Simon Lambert, Editor of This Is Money, said it is now "absolute carnage', with major lenders pulling deals almost by the hour.

And he warned that worse could be to come, with house prices set to fall in response to the dramatic tightening of credit for homeowners.

He said: "There is a mortgage panic going on. A major panic.

"It is absolute carnage. There is no other way of describing it.

"It is 100 per cent reminiscent of what was going on after Kwasi Kwarteng and Liz Truss's ill-fated mini budget last September.

"Back then, all of a sudden there was an expectation that the Bank of England was going to have to raise interest rates much more than was thought, at which point gilt yields rose substantially.

"That fed through to mortgages rising, based on swap rates, and lenders pulled deals and re-priced them at higher levels. They were doing that rapidly."

He added: "The average two-year fix today is 5.98 per cent. That is pretty high when you were looking at rates in the 2 per cent region not so long ago.

"And that's if you can get the average two-year fix. Brokers are completely flat out and lenders are pulling mortgages left, right and centre.

"People are understandable very concerned. It's a major worry for anyone who has to remortgage right now."

He told the This Is Money podcast: "What appeared to be the trigger for this was the last set of inflation numbers, which showed inflation had actually fallen below 10 per cent, to 8.7 per cent.

"But core inflation remained stubbornly high. It has actually risen. At that point it became clear that the UK's inflation problem is not going away.

"Other bits of data have fed into this. There are real concerns about food price inflation and why it is that other countries seem to have inflation which is falling faster than ours.

"The mortgage market has been sent into a panic, triggered off the back of this expectation that rates are going to go up.

"Not long ago we were thinking that the Bank of England would stop at 4.5 per cent, that that was it, it wasn't going to go any further.

"Now we're talking about [base rate] going to 6 per cent. That is a dramatic shift in expectations and you've got the mortgage market running after those expectations trying to keep up."

Simon Lambert

Simon Lambert has warned of 'carnage' in the mortgage market and predicted house price falls

This Is Money

He added: "What the Bank of England's doing with all these rate rises is trying to crack down on inflation in the future. What it wants to do is crack down on inflationary expectations and prices and businesses/suppliers thinking they can raise their prices and people asking for bigger wages.

"It looks like the mortgage market is running way ahead of the Bank of England and that's leading to the current mayhem. And it is mayhem."

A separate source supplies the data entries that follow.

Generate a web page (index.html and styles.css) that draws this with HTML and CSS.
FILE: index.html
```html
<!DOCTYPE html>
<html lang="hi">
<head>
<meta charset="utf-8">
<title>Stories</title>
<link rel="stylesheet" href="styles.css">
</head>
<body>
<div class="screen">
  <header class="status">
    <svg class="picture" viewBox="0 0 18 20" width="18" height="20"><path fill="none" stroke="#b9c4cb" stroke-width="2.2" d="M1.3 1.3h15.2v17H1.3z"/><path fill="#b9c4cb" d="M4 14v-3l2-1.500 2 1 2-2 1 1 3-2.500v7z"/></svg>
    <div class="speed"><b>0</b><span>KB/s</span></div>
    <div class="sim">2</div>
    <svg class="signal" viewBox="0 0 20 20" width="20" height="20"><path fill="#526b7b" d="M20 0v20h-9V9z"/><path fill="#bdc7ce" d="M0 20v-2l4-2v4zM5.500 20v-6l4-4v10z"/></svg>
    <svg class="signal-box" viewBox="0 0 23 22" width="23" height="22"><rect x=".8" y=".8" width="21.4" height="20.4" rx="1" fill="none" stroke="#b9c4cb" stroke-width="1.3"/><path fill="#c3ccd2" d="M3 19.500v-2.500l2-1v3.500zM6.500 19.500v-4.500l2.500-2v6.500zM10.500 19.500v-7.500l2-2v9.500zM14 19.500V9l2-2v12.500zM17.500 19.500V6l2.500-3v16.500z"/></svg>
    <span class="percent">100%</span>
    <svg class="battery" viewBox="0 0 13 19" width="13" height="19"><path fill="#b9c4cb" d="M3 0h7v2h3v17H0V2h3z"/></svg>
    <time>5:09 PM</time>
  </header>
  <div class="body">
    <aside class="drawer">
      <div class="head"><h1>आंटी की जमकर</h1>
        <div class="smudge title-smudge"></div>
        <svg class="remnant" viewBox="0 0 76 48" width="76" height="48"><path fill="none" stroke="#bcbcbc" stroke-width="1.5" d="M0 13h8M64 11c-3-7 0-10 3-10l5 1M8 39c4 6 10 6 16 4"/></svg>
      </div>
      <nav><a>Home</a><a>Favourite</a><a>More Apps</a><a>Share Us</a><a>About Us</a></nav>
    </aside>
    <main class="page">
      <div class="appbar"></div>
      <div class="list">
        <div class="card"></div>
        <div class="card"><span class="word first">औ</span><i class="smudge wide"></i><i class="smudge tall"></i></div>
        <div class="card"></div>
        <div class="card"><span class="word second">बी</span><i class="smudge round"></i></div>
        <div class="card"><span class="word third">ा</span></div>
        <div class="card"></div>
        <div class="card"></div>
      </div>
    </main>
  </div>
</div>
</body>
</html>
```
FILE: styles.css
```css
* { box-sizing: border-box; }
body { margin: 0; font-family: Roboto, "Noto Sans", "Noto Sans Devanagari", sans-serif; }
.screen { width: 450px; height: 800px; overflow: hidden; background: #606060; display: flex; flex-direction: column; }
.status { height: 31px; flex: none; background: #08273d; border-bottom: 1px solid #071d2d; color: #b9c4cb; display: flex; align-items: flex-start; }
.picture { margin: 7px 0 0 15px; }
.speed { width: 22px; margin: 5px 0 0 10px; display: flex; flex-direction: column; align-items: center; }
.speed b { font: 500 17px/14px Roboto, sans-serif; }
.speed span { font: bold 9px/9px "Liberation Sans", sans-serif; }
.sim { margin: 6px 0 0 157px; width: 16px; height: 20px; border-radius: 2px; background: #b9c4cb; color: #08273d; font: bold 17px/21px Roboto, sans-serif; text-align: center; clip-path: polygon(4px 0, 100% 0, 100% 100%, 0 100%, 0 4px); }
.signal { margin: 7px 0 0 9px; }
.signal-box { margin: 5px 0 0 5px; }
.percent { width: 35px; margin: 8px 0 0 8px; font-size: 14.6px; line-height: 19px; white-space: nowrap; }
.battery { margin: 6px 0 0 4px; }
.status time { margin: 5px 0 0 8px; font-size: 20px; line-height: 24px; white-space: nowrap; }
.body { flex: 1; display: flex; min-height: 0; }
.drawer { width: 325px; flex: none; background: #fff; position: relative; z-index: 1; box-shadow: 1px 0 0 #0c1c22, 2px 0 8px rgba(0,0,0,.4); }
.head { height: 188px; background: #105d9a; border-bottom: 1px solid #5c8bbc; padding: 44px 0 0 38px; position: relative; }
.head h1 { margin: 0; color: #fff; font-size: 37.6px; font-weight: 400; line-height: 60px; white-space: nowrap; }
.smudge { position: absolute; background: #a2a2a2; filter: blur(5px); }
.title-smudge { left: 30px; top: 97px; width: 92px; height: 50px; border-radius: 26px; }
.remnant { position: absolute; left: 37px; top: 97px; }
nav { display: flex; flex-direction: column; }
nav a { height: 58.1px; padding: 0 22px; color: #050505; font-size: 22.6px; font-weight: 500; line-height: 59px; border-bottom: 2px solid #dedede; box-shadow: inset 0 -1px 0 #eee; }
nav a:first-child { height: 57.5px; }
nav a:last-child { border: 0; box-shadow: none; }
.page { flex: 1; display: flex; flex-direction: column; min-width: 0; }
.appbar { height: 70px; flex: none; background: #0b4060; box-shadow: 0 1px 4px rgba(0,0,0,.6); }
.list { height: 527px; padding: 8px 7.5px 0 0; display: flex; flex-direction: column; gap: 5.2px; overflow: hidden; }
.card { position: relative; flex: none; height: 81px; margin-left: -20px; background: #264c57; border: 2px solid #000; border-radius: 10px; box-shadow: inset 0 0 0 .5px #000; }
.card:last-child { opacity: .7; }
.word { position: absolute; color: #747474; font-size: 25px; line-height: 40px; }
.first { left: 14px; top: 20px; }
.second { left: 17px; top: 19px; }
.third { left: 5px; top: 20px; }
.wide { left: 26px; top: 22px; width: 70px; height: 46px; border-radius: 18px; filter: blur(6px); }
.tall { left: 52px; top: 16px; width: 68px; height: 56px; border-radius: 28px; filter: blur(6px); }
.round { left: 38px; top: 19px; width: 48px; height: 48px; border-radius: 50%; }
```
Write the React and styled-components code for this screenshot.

He also went on to blast former Bank of England Governor, Canadian Mark Carney, for misleading the public about how interest rates would rise from their historic lows.

He said: "We were told interest rises would be gradual and limited. We were promised that by Mark Carney.

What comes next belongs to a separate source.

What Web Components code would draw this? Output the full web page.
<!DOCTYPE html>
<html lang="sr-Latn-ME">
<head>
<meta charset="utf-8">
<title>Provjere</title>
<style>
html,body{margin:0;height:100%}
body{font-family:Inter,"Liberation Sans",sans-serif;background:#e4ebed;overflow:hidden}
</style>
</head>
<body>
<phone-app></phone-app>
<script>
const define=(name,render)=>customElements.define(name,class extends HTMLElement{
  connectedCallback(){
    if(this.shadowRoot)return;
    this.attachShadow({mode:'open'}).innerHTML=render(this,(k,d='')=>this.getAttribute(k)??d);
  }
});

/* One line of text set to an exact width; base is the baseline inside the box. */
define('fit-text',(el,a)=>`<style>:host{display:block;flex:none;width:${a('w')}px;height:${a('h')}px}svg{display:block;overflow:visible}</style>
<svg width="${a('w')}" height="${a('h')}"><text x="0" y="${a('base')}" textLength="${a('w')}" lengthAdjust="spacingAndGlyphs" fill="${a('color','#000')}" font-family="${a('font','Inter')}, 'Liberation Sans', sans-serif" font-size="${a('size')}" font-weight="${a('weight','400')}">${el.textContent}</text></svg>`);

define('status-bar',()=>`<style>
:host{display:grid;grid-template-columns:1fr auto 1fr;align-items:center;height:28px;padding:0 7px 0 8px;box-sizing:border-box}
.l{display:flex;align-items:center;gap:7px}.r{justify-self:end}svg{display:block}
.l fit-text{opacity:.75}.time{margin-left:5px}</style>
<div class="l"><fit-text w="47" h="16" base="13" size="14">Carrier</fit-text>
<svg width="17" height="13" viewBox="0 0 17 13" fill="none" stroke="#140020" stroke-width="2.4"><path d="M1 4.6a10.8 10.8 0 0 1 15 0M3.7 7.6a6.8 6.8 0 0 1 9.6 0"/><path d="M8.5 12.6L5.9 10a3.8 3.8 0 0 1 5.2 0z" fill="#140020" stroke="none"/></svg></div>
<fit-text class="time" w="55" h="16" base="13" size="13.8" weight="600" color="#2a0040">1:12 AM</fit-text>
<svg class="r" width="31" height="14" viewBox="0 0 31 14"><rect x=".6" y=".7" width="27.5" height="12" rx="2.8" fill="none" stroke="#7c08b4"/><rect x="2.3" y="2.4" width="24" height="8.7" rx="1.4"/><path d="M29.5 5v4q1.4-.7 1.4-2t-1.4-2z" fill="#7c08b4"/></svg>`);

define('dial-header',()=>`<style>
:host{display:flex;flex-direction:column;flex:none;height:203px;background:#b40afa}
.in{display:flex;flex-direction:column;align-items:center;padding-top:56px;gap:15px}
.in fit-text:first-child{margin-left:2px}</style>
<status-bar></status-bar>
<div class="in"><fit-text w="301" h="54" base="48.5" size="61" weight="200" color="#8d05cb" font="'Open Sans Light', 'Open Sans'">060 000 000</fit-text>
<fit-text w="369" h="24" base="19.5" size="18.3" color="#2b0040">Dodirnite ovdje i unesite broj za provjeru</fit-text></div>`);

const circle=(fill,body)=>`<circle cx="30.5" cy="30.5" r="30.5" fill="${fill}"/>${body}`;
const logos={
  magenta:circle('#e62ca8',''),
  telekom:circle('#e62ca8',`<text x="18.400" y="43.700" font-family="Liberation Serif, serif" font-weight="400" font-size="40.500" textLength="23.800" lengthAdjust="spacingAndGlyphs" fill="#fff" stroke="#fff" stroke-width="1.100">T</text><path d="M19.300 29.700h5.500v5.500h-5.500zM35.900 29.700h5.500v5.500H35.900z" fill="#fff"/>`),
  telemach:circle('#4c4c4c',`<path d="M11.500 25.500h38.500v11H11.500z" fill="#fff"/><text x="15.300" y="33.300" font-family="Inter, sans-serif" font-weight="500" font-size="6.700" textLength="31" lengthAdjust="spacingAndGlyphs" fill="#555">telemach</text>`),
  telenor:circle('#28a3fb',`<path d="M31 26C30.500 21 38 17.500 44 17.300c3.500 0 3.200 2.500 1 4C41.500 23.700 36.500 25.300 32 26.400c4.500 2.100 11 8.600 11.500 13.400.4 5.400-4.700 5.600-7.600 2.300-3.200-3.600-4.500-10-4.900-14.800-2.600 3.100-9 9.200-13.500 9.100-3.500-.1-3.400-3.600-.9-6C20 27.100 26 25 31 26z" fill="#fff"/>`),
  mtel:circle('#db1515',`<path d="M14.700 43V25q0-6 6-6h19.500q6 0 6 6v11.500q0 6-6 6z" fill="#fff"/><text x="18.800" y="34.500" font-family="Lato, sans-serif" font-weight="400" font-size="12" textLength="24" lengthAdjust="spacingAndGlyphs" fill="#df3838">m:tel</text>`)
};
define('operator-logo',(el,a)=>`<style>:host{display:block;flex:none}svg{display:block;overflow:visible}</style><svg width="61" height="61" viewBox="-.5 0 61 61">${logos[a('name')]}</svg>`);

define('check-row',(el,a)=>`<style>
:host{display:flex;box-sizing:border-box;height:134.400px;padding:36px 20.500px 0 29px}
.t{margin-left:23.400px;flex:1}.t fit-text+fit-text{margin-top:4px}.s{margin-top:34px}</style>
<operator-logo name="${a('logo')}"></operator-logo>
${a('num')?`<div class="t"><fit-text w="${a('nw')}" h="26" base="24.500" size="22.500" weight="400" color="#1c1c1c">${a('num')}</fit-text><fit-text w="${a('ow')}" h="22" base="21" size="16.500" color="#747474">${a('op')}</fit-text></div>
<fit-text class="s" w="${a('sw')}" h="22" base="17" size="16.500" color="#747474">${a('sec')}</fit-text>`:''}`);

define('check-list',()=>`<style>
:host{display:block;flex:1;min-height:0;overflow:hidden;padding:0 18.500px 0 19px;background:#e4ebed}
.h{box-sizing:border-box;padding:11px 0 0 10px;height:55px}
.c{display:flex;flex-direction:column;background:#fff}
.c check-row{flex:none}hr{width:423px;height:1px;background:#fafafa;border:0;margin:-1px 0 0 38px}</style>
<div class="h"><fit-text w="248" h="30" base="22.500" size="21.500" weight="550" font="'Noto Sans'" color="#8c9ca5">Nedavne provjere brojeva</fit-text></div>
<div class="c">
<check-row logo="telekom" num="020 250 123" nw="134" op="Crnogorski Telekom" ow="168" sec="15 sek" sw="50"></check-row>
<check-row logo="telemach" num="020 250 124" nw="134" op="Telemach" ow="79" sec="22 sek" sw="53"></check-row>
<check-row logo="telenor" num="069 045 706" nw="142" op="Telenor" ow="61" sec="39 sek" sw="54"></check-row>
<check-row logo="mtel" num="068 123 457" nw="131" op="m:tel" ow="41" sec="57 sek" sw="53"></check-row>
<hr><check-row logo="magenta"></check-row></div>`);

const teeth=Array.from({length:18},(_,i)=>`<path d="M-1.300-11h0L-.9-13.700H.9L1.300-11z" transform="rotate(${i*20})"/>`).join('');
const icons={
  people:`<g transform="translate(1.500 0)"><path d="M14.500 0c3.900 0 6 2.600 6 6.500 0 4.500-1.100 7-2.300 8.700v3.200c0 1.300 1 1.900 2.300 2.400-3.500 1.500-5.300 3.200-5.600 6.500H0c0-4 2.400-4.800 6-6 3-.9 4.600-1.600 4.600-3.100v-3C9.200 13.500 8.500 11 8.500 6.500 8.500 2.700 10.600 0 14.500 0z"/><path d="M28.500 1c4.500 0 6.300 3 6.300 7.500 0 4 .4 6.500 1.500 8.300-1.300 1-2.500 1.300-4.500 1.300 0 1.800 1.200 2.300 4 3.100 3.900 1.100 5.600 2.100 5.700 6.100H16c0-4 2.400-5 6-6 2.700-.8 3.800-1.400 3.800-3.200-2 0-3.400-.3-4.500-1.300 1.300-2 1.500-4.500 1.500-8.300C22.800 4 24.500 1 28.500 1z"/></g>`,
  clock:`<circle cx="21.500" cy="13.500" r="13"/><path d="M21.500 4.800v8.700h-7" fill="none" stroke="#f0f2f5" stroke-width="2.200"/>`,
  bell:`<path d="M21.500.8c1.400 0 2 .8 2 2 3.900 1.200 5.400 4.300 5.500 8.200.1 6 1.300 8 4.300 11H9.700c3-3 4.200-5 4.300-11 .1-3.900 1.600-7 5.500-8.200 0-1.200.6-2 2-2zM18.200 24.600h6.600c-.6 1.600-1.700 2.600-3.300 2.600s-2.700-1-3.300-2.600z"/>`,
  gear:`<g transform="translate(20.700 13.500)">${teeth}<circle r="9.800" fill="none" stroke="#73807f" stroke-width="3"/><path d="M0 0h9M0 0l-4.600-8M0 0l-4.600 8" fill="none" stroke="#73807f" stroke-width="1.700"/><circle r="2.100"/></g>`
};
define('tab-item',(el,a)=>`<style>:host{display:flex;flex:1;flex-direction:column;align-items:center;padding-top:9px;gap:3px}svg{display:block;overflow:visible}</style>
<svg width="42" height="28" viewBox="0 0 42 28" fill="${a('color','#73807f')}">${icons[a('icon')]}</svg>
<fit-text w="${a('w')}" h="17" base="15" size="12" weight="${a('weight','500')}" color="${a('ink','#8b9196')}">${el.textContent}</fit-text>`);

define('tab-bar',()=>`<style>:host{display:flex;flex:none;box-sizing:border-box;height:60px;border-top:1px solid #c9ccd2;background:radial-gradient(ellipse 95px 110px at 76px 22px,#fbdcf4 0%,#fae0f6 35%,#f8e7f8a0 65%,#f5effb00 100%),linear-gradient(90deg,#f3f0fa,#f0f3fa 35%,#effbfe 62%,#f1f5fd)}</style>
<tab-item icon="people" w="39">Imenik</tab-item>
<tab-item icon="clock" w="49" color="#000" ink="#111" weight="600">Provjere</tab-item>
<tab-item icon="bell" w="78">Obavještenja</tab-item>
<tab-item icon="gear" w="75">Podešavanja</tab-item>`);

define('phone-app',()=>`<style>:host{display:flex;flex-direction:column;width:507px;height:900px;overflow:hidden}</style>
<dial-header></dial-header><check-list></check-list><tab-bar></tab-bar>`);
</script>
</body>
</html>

"We were promised gradual and limited. What we've had is mayhem and carnage.

"I don't envisage any scenario where this doesn't bring down house prices. Ultimately, most people rely on a mortgage to buy a home.

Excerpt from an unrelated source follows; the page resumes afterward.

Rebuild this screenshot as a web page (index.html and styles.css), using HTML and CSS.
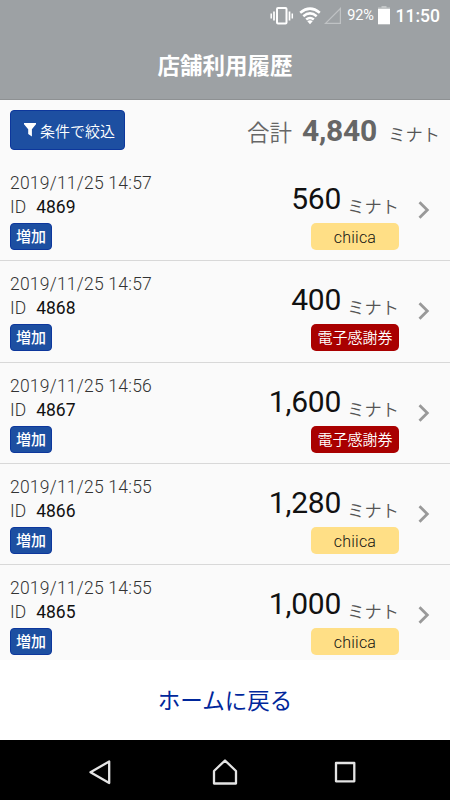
FILE: index.html
```html
<!DOCTYPE html>
<html lang="ja">
<head>
    <meta charset="UTF-8">
    <meta name="viewport" content="width=device-width, initial-scale=1.0">
    <title>店舗利用履歴</title>
    <link rel="stylesheet" href="styles.css">
</head>
<body>
<div class="screen">
    <header class="header">
        <div class="status-bar">
            <svg class="icon-vibrate" width="24" height="20" viewBox="0 0 24 20" fill="none" stroke="#fff">
                <rect x="7" y="2" width="9.5" height="15.5" rx="1" stroke-width="2"/>
                <path d="M4 5.5v9M19.5 5.5v9" stroke-width="1.7"/>
                <path d="M1.2 7.5v5M22.3 7.5v5" stroke-width="1.5"/>
            </svg>
            <svg class="icon-wifi" width="22" height="18" viewBox="0 0 22 18" fill="none" stroke="#fff" stroke-width="2.6">
                <path d="M1.2 5.7Q11 -2.3 20.8 5.7"/>
                <path d="M4.3 9.2Q11 3.7 17.7 9.2"/>
                <path d="M7.2 12.6Q11 9.4 14.8 12.6"/>
                <path d="M8.3 14.2Q11 12.2 13.7 14.2L11 17.3z" fill="#fff" stroke="none"/>
            </svg>
            <svg class="icon-signal" width="18" height="18" viewBox="0 0 18 18" fill="none" stroke="#bfc2c4" stroke-width="1.2">
                <path d="M1.5 16.4H16.4V1.5z"/>
            </svg>
            <span class="battery-text">92%</span>
            <svg class="icon-battery" width="12" height="19" viewBox="0 0 12 19">
                <path d="M3.5 0h5v1.5h3.5v2H0v-2h3.5z" fill="#c4c7c8"/>
                <path d="M0 3h12v15.3H0z" fill="#fff"/>
            </svg>
            <span class="clock">11:50</span>
        </div>
        <h1 class="title">店舗利用履歴</h1>
    </header>

    <div class="summary">
        <button class="filter-btn">
            <svg width="12" height="14" viewBox="0 0 12 14"><path d="M0 0h12v1.2L7.9 6.2v7.3L4.2 11V6.2L0 1.2z" fill="#fff"/></svg>
            <span>条件で絞込</span>
        </button>
        <div class="total">
            <span class="total-label">合計</span>
            <span class="total-value">4,840</span>
            <span class="unit">ミナト</span>
        </div>
    </div>

    <main class="history">
        <div class="row">
            <div class="info">
                <div class="date">2019/11/25 14:57</div>
                <div class="id"><span class="id-label">ID</span>4869</div>
                <div class="tag">増加</div>
            </div>
            <div class="amount">
                <div class="price"><span class="value">560</span><span class="unit">ミナト</span></div>
                <div class="badge chiica">chiica</div>
            </div>
            <svg class="chevron" width="12" height="18" viewBox="0 0 12 18"><path d="M1.5 1.2L9.3 9l-7.8 7.8"/></svg>
        </div>
        <div class="row">
            <div class="info">
                <div class="date">2019/11/25 14:57</div>
                <div class="id"><span class="id-label">ID</span>4868</div>
                <div class="tag">増加</div>
            </div>
            <div class="amount">
                <div class="price"><span class="value">400</span><span class="unit">ミナト</span></div>
                <div class="badge ticket">電子感謝券</div>
            </div>
            <svg class="chevron" width="12" height="18" viewBox="0 0 12 18"><path d="M1.5 1.2L9.3 9l-7.8 7.8"/></svg>
        </div>
        <div class="row">
            <div class="info">
                <div class="date">2019/11/25 14:56</div>
                <div class="id"><span class="id-label">ID</span>4867</div>
                <div class="tag">増加</div>
            </div>
            <div class="amount">
                <div class="price"><span class="value">1,600</span><span class="unit">ミナト</span></div>
                <div class="badge ticket">電子感謝券</div>
            </div>
            <svg class="chevron" width="12" height="18" viewBox="0 0 12 18"><path d="M1.5 1.2L9.3 9l-7.8 7.8"/></svg>
        </div>
        <div class="row">
            <div class="info">
                <div class="date">2019/11/25 14:55</div>
                <div class="id"><span class="id-label">ID</span>4866</div>
                <div class="tag">増加</div>
            </div>
            <div class="amount">
                <div class="price"><span class="value">1,280</span><span class="unit">ミナト</span></div>
                <div class="badge chiica">chiica</div>
            </div>
            <svg class="chevron" width="12" height="18" viewBox="0 0 12 18"><path d="M1.5 1.2L9.3 9l-7.8 7.8"/></svg>
        </div>
        <div class="row">
            <div class="info">
                <div class="date">2019/11/25 14:55</div>
                <div class="id"><span class="id-label">ID</span>4865</div>
                <div class="tag">増加</div>
            </div>
            <div class="amount">
                <div class="price"><span class="value">1,000</span><span class="unit">ミナト</span></div>
                <div class="badge chiica">chiica</div>
            </div>
            <svg class="chevron" width="12" height="18" viewBox="0 0 12 18"><path d="M1.5 1.2L9.3 9l-7.8 7.8"/></svg>
        </div>
    </main>

    <div class="home-link">ホームに戻る</div>

    <nav class="nav-bar">
        <svg width="28" height="28" viewBox="0 0 28 28"><path d="M23.2 3.5v21.5L4.5 14.2z"/></svg>
        <svg width="28" height="28" viewBox="0 0 28 28"><path d="M3 25.5V13L14 2.5 25 13v12.5z"/></svg>
        <svg width="28" height="28" viewBox="0 0 28 28"><path d="M5 5h18.3v18.3H5z"/></svg>
    </nav>
</div>
</body>
</html>
```
FILE: styles.css
```css
* {
    box-sizing: border-box;
}

body {
    margin: 0;
    background: #fafafa;
    font-family: Roboto, "Noto Sans CJK JP", sans-serif;
    color: #111;
}

.screen {
    display: flex;
    flex-direction: column;
    width: 450px;
    height: 800px;
    overflow: hidden;
}

/* Header */
.header {
    flex: none;
    height: 100px;
    background: #9da1a4;
    border-bottom: 1px solid #8e9193;
    color: #fff;
}

.status-bar {
    display: flex;
    align-items: center;
    justify-content: flex-end;
    height: 31px;
    padding-right: 10px;
}

.icon-wifi {
    margin-left: 5px;
}

.icon-signal {
    margin-left: 3px;
}

.battery-text {
    margin-left: 5px;
    font-size: 14.5px;
    letter-spacing: -0.2px;
}

.icon-battery {
    margin-left: 4px;
}

.clock {
    margin-left: 6px;
    font-size: 17.5px;
    font-weight: 500;
}

.title {
    margin: 0;
    font-size: 22.5px;
    font-weight: bold;
    line-height: 70px;
    text-align: center;
}

/* Filter and total */
.summary {
    flex: none;
    display: flex;
    align-items: center;
    justify-content: space-between;
    height: 60px;
    padding: 0 10px;
}

.filter-btn {
    display: flex;
    align-items: center;
    gap: 4px;
    width: 115px;
    height: 40px;
    padding: 0 0 0 13px;
    border: 1px solid #0d379c;
    border-radius: 4px;
    background: #1d4fa1;
    color: #fff;
    font-family: inherit;
    font-size: 15px;
    font-weight: 350;
}

.total {
    display: flex;
    align-items: baseline;
    padding-top: 1px;
    color: #666;
}

.total-label {
    font-size: 22.5px;
    font-weight: 350;
}

.total-value {
    margin: 0 11px 0 10px;
    font-size: 30px;
    font-weight: bold;
    letter-spacing: -0.2px;
}

.unit {
    color: #555;
    font-size: 17.3px;
    font-weight: 350;
}

/* History list */
.history {
    flex: none;
    height: 500px;
    overflow: hidden;
}

.row {
    display: flex;
    height: 101.25px;
    padding: 11px 20px 0 10px;
    border-bottom: 1px solid #d8d8d8;
}

.info {
    flex: 1;
    font-size: 17.5px;
    line-height: 24px;
}

.date {
    color: #333;
    font-weight: 300;
    letter-spacing: 0.23px;
}

.id-label {
    margin-right: 10px;
    color: #333;
    font-weight: 300;
}

.tag {
    width: 42px;
    height: 27px;
    margin-top: 4px;
    border: 1px solid #0d379c;
    border-radius: 4px;
    background: #1d4fa1;
    color: #fff;
    font-size: 15px;
    font-weight: 500;
    line-height: 27px;
    text-align: center;
}

.amount {
    display: flex;
    flex-direction: column;
    align-items: flex-end;
}

.price {
    display: flex;
    align-items: baseline;
    height: 52px;
    line-height: 55px;
}

.price .unit {
    padding-top: 6px;
    align-self: flex-start;
    line-height: 61px;
}

.value {
    margin-right: 6px;
    font-size: 30px;
    letter-spacing: -0.2px;
}

.badge {
    width: 88px;
    height: 27px;
    border-radius: 5px;
    font-size: 15px;
    font-weight: 350;
    line-height: 28px;
    text-align: center;
}

.chiica {
    background: #ffdf86;
    font-size: 16px;
    letter-spacing: 0.2px;
    line-height: 29px;
}

.ticket {
    background: #a90000;
    color: #fff;
}

.chevron {
    margin: 30px 0 0 19px;
    fill: none;
    stroke: #999;
    stroke-width: 2.8;
}

/* Bottom */
.home-link {
    flex: none;
    height: 80px;
    background: #fff;
    color: #00279b;
    font-size: 22.5px;
    line-height: 83px;
    text-align: center;
}

.nav-bar {
    flex: none;
    display: flex;
    align-items: center;
    justify-content: space-between;
    height: 60px;
    padding: 3px 91px 0 86px;
    background: #000;
}

.nav-bar svg {
    fill: none;
    stroke: #e4e4e4;
    stroke-width: 2.3;
    stroke-linejoin: round;
}

.nav-bar svg:nth-child(2) {
    margin-left: 5px;
}
```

"If the cost of borrowing a mortgage has gone up, you can borrow less money, it's just logical.

"People's monthly payments have increased substantially. They're not able to pay what they could for property anymore.

"I don't see how this isn't going to drag down house prices."

Mark Carney

Former Bank of England Governor Mark Carney said any interest rate rises would be slow and gradual


The squeeze on mortgage holders is set to tighten again this week as the Bank of England gets ready to hike interest rates for the 13th time in a row.

Some analysts are expecting UK interest rates to rise by another 0.25 percentage points on Thursday and say there could be more hikes on the horizon.

It would take the Bank's base rate to 4.75 per cent, helping to drive the cost of borrowing and hitting more than a million mortgage holders whose fixed-rate deals are due to expire soon.

A period of volatility in the mortgage market has seen some major lenders temporarily pausing mortgage applications and increasing their rates in recent days.

HSBC UK briefly took some mortgage products available through brokers off the market last week as it faced high demand from homeowners. It is set to raise mortgage rates for the second time this week.

Santander also temporarily paused some mortgage applications earlier in the week in light of “changing market conditions”.

Around 1.3 million households are expected to reach the end of their fixed-rate term from April to the end of the year, the Bank of England said last month.

The average mortgage holder is looking at a £200 increase in their monthly repayments if their rate goes up by three percentage points.

Myron Jobson, senior personal finance analyst for Interactive Investor, said more “mortgage misery looms” for borrowers set to renew their deal in the second half of this year, “the majority of which were set at interest rates below 2 per cent”.

The Bank of England has said it will continue to raise interest rates so long as it sees signs of inflationary pressure.